DATA EXCERPT:
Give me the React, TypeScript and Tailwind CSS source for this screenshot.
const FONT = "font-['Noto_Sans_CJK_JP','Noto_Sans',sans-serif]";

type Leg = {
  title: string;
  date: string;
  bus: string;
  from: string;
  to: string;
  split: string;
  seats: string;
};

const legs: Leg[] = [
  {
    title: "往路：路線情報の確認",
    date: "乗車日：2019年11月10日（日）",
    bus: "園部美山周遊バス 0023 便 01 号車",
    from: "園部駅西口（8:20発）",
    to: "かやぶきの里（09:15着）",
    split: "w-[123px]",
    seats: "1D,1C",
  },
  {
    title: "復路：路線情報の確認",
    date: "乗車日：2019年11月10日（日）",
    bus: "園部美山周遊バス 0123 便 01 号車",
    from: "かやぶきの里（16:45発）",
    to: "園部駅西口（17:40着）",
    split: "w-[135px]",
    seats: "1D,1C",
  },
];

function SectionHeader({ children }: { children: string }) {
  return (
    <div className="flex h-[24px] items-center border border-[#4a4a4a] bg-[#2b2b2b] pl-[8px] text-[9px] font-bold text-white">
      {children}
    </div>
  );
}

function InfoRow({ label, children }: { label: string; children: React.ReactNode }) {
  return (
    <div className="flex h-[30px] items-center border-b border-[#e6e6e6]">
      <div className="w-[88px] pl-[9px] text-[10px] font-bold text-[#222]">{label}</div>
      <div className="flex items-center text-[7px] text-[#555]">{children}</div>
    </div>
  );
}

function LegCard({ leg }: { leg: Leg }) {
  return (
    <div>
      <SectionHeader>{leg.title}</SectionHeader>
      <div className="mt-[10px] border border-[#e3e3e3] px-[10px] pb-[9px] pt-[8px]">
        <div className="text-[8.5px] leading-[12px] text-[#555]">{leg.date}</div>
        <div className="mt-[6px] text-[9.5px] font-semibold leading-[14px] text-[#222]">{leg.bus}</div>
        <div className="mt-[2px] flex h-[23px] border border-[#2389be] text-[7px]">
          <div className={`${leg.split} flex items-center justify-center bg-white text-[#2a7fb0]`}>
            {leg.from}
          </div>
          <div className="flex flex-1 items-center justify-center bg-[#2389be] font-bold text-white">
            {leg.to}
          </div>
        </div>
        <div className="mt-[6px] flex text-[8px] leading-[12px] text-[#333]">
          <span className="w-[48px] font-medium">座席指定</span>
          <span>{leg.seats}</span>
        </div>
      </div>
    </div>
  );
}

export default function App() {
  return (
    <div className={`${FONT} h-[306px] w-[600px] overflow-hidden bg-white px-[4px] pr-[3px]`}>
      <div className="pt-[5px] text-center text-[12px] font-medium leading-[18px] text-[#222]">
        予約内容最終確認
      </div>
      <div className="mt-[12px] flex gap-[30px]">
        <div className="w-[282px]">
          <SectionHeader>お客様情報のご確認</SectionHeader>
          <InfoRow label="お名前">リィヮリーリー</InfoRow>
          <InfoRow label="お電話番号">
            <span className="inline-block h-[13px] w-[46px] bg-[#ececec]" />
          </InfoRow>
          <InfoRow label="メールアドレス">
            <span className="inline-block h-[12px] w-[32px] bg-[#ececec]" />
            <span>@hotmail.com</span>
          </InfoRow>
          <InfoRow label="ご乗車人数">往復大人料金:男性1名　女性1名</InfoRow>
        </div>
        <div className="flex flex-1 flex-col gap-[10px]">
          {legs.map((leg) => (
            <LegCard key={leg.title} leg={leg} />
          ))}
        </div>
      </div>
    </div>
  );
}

GIVEN PROBLEM: Reproduce the material verbatim, line by line.

ANSWER:
Give me the React, TypeScript and Tailwind CSS source for this screenshot.
const FONT = "font-['Noto_Sans_CJK_JP','Noto_Sans',sans-serif]";

type Leg = {
  title: string;
  date: string;
  bus: string;
  from: string;
  to: string;
  split: string;
  seats: string;
};

const legs: Leg[] = [
  {
    title: "往路：路線情報の確認",
    date: "乗車日：2019年11月10日（日）",
    bus: "園部美山周遊バス 0023 便 01 号車",
    from: "園部駅西口（8:20発）",
    to: "かやぶきの里（09:15着）",
    split: "w-[123px]",
    seats: "1D,1C",
  },
  {
    title: "復路：路線情報の確認",
    date: "乗車日：2019年11月10日（日）",
    bus: "園部美山周遊バス 0123 便 01 号車",
    from: "かやぶきの里（16:45発）",
    to: "園部駅西口（17:40着）",
    split: "w-[135px]",
    seats: "1D,1C",
  },
];

function SectionHeader({ children }: { children: string }) {
  return (
    <div className="flex h-[24px] items-center border border-[#4a4a4a] bg-[#2b2b2b] pl-[8px] text-[9px] font-bold text-white">
      {children}
    </div>
  );
}

function InfoRow({ label, children }: { label: string; children: React.ReactNode }) {
  return (
    <div className="flex h-[30px] items-center border-b border-[#e6e6e6]">
      <div className="w-[88px] pl-[9px] text-[10px] font-bold text-[#222]">{label}</div>
      <div className="flex items-center text-[7px] text-[#555]">{children}</div>
    </div>
  );
}

function LegCard({ leg }: { leg: Leg }) {
  return (
    <div>
      <SectionHeader>{leg.title}</SectionHeader>
      <div className="mt-[10px] border border-[#e3e3e3] px-[10px] pb-[9px] pt-[8px]">
        <div className="text-[8.5px] leading-[12px] text-[#555]">{leg.date}</div>
        <div className="mt-[6px] text-[9.5px] font-semibold leading-[14px] text-[#222]">{leg.bus}</div>
        <div className="mt-[2px] flex h-[23px] border border-[#2389be] text-[7px]">
          <div className={`${leg.split} flex items-center justify-center bg-white text-[#2a7fb0]`}>
            {leg.from}
          </div>
          <div className="flex flex-1 items-center justify-center bg-[#2389be] font-bold text-white">
            {leg.to}
          </div>
        </div>
        <div className="mt-[6px] flex text-[8px] leading-[12px] text-[#333]">
          <span className="w-[48px] font-medium">座席指定</span>
          <span>{leg.seats}</span>
        </div>
      </div>
    </div>
  );
}

export default function App() {
  return (
    <div className={`${FONT} h-[306px] w-[600px] overflow-hidden bg-white px-[4px] pr-[3px]`}>
      <div className="pt-[5px] text-center text-[12px] font-medium leading-[18px] text-[#222]">
        予約内容最終確認
      </div>
      <div className="mt-[12px] flex gap-[30px]">
        <div className="w-[282px]">
          <SectionHeader>お客様情報のご確認</SectionHeader>
          <InfoRow label="お名前">リィヮリーリー</InfoRow>
          <InfoRow label="お電話番号">
            <span className="inline-block h-[13px] w-[46px] bg-[#ececec]" />
          </InfoRow>
          <InfoRow label="メールアドレス">
            <span className="inline-block h-[12px] w-[32px] bg-[#ececec]" />
            <span>@hotmail.com</span>
          </InfoRow>
          <InfoRow label="ご乗車人数">往復大人料金:男性1名　女性1名</InfoRow>
        </div>
        <div className="flex flex-1 flex-col gap-[10px]">
          {legs.map((leg) => (
            <LegCard key={leg.title} leg={leg} />
          ))}
        </div>
      </div>
    </div>
  );
}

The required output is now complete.